Covering, yes. May they burn in hell. Condoning -- no. Show me condoning in the Catechism.
"I was freer about issues of faith in my university in Mainland China.
What a commentary that is on our era."
Indeed. See what the Protestant mindset has brought our country to! :)
Salvation by works.
Period.
Don't even try to deny it.
"BTW-How much is the Vatican worth these days?"
HD, Kawaii's Orthodox. We don't get the annual report from the Vatican.
Simply moving one person who you know is a pedophile to another parish is condoning in my mind. And as long as these bishops are taking the Eucharist aren't they receiving God's grace? Isn't the Church still ministering to them God's grace? Why would you wish them to "burn in hell" when the Church is so forgiving?

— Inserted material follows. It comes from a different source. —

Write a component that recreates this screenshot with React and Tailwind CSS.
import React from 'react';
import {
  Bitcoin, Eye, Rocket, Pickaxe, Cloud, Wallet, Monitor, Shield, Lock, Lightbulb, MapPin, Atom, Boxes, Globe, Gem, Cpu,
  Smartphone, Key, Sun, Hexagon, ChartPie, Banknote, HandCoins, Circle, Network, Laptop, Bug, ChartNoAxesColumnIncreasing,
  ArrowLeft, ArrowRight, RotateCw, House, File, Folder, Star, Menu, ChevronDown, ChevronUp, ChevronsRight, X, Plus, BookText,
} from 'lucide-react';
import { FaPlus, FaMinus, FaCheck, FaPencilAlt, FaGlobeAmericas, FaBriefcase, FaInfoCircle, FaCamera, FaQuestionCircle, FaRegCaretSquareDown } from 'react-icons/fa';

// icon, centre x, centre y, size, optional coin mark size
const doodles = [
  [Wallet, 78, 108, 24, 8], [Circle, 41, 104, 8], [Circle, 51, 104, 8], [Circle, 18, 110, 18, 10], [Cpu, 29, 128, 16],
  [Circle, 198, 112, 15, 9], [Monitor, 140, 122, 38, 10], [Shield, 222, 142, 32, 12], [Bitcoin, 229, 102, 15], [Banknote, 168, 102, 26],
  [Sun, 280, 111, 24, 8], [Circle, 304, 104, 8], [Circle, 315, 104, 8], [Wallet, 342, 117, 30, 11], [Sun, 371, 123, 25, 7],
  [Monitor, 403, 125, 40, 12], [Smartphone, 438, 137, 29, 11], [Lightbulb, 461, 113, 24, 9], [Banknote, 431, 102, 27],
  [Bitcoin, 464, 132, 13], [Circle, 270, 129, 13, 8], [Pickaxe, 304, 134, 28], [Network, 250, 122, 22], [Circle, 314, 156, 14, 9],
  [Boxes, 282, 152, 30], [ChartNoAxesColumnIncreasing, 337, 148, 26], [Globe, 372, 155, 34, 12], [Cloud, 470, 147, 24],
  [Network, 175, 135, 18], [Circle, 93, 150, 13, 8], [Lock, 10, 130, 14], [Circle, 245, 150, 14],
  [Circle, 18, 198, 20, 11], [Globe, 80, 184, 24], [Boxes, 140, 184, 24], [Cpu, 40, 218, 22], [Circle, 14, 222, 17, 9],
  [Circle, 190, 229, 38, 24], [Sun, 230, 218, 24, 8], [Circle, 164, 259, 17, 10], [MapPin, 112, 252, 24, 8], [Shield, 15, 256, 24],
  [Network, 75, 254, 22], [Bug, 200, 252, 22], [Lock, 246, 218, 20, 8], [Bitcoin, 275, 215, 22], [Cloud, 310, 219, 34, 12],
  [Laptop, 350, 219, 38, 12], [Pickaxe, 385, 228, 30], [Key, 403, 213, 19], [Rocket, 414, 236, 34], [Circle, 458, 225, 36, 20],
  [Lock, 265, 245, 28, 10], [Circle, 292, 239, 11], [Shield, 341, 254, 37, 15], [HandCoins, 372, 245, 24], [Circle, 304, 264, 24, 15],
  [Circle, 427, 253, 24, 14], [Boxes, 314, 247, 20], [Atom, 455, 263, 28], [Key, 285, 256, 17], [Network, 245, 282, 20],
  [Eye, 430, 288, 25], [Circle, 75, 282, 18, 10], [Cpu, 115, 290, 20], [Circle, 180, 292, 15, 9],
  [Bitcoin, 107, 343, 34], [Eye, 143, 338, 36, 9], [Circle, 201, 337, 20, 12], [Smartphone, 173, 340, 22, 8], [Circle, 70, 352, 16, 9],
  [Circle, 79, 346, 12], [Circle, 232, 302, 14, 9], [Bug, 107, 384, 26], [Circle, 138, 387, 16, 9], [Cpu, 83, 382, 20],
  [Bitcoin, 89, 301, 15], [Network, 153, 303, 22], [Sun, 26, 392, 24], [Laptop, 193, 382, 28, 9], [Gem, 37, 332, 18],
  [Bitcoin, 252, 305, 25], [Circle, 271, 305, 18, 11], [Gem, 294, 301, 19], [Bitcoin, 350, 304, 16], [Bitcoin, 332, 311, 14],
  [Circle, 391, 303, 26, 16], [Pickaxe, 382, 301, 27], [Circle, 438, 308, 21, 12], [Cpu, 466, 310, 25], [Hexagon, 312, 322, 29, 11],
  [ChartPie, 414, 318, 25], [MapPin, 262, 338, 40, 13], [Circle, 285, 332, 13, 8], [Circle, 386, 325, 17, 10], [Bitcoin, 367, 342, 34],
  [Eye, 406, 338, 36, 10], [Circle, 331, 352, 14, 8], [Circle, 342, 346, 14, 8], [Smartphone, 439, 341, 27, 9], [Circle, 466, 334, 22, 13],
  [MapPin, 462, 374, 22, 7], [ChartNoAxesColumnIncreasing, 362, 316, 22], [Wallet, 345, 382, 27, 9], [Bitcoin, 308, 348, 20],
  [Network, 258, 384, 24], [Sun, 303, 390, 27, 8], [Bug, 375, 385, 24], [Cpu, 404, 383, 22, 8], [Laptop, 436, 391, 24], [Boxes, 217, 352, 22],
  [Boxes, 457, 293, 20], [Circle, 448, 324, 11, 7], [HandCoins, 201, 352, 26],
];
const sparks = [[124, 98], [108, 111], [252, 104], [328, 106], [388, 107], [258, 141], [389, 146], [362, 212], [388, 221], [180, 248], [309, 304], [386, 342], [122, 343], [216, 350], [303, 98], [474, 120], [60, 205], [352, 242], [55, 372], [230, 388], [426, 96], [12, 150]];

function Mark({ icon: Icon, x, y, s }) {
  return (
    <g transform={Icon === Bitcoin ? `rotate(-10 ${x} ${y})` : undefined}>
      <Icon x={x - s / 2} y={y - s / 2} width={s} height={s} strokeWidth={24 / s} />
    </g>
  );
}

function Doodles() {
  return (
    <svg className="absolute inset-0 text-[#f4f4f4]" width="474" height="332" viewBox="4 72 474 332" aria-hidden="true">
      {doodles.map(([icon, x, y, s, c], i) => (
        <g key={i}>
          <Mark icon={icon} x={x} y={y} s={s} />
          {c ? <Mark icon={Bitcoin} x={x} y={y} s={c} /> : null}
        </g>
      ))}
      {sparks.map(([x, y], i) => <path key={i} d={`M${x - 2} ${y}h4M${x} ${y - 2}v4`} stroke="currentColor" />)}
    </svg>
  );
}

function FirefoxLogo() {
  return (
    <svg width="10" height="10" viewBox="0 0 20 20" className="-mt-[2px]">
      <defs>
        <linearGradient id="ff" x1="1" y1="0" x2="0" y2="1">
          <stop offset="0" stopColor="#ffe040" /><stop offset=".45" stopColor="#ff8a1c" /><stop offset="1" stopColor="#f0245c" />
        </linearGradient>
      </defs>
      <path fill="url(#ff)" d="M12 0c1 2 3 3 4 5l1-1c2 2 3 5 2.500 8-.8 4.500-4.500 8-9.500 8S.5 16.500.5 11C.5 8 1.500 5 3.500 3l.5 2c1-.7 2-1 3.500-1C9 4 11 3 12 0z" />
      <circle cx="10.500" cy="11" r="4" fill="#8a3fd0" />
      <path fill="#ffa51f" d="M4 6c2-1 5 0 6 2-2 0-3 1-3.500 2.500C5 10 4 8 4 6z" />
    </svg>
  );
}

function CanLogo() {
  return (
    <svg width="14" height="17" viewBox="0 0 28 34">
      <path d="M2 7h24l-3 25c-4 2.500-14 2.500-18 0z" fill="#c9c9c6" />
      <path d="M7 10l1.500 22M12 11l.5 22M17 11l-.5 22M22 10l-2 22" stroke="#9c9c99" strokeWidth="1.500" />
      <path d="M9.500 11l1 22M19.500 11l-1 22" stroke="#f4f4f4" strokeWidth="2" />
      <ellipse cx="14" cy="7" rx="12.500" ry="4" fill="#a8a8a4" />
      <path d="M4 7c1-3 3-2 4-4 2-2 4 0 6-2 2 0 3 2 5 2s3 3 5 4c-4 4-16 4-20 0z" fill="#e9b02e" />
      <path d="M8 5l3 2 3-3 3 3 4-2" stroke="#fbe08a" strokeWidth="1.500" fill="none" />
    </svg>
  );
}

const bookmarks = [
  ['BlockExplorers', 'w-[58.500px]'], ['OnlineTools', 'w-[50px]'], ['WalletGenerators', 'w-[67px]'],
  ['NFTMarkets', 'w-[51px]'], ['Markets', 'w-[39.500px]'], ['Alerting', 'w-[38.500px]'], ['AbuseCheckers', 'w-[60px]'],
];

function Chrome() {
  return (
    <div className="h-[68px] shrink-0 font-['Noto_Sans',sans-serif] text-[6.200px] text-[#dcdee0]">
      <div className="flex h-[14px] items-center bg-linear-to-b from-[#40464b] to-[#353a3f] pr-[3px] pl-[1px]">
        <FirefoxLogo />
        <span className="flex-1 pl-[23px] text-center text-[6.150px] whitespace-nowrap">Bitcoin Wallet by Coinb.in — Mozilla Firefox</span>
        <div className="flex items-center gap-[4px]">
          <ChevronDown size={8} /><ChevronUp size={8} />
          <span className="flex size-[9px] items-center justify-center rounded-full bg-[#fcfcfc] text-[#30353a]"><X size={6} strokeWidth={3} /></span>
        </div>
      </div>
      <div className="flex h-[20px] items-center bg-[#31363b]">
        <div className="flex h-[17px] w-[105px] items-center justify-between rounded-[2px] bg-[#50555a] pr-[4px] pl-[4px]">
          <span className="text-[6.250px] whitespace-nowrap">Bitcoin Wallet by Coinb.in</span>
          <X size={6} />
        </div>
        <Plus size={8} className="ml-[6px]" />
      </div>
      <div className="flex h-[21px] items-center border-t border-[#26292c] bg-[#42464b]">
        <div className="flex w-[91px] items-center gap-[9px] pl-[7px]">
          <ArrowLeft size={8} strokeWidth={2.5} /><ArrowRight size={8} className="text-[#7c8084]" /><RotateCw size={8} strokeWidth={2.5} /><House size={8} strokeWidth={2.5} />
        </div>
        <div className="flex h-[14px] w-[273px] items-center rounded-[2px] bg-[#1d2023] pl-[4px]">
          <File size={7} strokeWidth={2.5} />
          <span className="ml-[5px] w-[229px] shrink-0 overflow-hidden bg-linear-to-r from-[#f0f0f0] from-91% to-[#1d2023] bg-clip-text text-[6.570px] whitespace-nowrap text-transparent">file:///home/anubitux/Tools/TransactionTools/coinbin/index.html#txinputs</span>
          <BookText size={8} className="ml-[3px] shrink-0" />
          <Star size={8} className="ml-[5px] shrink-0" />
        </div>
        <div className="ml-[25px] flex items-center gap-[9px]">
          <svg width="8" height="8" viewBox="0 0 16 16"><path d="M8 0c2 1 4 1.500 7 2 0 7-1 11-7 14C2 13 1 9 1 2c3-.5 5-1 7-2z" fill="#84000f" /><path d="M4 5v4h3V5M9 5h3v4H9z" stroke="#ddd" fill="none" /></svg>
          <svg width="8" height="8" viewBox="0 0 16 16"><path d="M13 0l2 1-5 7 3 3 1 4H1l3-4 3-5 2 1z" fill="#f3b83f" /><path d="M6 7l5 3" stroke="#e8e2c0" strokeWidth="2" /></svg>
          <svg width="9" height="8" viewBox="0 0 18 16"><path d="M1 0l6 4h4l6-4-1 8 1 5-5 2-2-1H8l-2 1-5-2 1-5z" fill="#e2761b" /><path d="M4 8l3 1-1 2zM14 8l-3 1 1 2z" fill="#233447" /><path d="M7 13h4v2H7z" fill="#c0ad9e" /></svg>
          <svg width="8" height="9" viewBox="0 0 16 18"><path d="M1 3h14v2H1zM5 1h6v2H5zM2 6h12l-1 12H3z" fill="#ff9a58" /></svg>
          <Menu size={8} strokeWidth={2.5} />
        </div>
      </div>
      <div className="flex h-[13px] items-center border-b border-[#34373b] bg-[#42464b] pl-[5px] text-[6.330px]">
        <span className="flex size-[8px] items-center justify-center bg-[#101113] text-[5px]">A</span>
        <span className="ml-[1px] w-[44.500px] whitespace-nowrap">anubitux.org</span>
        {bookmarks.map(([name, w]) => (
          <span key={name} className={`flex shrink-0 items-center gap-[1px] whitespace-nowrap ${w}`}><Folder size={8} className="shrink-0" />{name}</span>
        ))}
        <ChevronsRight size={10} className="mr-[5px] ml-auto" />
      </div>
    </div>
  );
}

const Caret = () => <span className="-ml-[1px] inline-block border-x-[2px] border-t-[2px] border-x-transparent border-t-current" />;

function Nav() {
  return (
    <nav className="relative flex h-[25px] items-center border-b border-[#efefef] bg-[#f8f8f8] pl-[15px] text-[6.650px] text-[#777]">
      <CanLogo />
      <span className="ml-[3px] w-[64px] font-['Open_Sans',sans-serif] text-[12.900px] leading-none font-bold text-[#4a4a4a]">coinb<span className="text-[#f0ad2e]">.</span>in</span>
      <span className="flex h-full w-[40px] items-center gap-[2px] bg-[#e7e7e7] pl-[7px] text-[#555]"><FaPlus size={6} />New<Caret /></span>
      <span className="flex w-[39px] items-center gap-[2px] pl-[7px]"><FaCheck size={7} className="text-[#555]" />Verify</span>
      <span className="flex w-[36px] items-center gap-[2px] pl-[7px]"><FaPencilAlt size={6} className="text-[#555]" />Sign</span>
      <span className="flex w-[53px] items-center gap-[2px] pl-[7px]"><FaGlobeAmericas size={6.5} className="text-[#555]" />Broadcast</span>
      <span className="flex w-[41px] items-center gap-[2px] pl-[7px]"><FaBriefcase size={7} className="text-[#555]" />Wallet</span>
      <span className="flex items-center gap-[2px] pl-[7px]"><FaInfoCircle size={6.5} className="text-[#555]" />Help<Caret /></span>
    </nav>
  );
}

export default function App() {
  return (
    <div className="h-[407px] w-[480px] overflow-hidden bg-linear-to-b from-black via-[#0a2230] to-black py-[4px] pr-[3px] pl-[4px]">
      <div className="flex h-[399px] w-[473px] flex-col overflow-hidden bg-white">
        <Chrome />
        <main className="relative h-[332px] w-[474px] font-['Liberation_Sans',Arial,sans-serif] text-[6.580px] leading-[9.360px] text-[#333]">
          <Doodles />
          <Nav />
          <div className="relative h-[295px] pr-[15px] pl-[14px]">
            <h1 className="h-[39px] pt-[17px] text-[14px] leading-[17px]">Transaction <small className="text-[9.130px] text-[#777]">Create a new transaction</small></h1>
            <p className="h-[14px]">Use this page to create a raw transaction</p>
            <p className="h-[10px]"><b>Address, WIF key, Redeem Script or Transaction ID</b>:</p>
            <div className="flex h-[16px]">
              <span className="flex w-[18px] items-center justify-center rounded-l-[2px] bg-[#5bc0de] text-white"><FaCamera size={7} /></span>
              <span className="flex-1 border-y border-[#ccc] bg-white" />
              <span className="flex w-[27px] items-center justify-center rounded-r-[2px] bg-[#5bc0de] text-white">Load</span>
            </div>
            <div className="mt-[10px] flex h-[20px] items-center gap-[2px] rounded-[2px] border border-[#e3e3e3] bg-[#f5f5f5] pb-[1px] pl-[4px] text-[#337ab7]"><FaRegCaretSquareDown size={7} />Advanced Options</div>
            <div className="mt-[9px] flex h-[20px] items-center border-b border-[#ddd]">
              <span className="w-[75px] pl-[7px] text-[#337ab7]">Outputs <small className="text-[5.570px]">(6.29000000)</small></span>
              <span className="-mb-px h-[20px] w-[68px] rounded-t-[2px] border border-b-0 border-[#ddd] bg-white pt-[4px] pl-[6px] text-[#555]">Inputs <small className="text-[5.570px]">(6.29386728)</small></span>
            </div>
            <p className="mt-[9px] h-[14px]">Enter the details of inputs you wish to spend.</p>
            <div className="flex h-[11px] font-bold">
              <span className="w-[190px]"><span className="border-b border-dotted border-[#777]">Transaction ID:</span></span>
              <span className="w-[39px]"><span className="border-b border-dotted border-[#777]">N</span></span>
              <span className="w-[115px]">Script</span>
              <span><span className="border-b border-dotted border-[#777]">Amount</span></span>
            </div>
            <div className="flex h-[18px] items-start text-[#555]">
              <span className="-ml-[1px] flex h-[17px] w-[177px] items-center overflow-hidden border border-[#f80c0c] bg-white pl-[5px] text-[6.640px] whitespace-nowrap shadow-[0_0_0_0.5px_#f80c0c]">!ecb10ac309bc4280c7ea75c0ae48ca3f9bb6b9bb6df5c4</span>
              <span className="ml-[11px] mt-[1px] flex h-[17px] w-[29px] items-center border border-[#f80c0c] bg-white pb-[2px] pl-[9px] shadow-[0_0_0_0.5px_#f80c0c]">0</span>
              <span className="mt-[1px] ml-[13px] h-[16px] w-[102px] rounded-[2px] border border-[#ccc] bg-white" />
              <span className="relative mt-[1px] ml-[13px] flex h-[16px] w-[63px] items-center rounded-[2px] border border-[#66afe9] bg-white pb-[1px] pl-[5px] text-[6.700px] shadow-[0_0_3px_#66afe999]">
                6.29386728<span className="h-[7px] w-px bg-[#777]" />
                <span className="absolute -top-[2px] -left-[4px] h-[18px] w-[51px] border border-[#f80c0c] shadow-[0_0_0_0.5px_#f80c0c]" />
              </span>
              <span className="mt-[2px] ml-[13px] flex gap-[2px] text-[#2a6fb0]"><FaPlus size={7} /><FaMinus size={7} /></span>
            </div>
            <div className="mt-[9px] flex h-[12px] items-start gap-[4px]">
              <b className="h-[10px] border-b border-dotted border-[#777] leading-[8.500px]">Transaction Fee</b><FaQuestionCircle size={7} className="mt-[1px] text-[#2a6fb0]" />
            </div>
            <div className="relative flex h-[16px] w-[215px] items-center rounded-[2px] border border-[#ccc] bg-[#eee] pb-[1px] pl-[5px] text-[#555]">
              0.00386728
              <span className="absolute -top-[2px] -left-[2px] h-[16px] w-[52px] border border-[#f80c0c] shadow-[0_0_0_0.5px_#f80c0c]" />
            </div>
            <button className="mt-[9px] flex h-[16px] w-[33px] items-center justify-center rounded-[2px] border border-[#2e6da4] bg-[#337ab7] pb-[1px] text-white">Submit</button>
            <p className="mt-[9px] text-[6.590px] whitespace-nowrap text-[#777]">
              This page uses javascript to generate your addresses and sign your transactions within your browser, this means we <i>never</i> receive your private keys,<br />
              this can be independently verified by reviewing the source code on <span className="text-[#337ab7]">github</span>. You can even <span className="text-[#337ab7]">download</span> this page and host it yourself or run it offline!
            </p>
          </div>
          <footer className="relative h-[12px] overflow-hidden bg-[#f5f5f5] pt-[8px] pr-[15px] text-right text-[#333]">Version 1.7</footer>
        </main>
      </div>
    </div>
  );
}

I don't wish to drag the Catholic Church through the mud simply because of poor leadership in a few parts of the Church. It's no different than Protestants who suffer from these various types of people. But making blanket statements about Protestants in general, simply shows that you have run out of scriptural arguments and instead trying to attack the character of Protestants in general.
LOL!!! I should know that from reading his tag line and some of these posts. There happens to be some very nice Orthodox churches and art as well.
Good works are necessarty for salvation, yes. This is what the scripture teaches very clearly. How can I deny it?
Matthew 25, Romans 2, James 2....
Or condemnation (1 Cor 11:27). It depends is the bishop in question has awareness of a sin he committed.
blanket statements about Protestants in general
The statement is that some Protestant groups allow abortion and others allow homosexual practices, as a matter of doctrine. Some don't. It is a fact, -- open any guide of Christian denominations and find out for yourself.